We define critical density by setting k = 0 and rearranging to get:

$$\rho_c = \frac {3 H^2} {8 \pi G}$$

Where:

$$H = \left( \frac {\dot{a}} {a} \right)$$

My question is does $$\rho$$ include the density contribution for Cosmological Constant (dark energy) $$\Lambda$$ or is this derivation only for a Universe with no cosmological constant?

How does one then actually measure the density of Universe?

I know that the density has been measured to be slightly less than the critical density, but I thought we are meant to live in a flat Universe? Is this due to the cosmological constant and how is this reconciled with $$\rho$$ not being exactly $$\rho_c$$?
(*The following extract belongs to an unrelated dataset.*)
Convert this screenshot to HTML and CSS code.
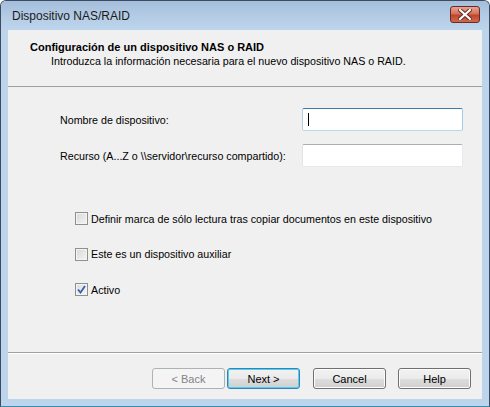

Finally, I am right in saying that a Universe with $$\rho_c$$ will stop expanding after infinite time, one with $$\rho > \rho_c$$ will collapse back on itself and one with $$\rho < \rho_c$$ will expand forever?

Many thanks.

Last edited: May 29, 2010
2. May 29, 2010

### nicksauce

Yes, $\rho$ includes contribution from the cosmological constant. In other words, we can write the density as a function of scale factor as
$$\rho = \rho_c\left(\Omega_Ma^{-3} + \Omega_Ra^{-4} + \Omega_{\Lambda}\right)$$

This is basically correct, although I don't think, "stop expanding after infinite time" is a well-defined notion.

Fit supernova data and/or CMB data to different models and see what works best.

The measurement of $$\rho$$ is within error of being less than, equal to, or greater than the critical density. People say we live in a "flat universe", because the measured value is very close to the critical density.

Last edited: May 29, 2010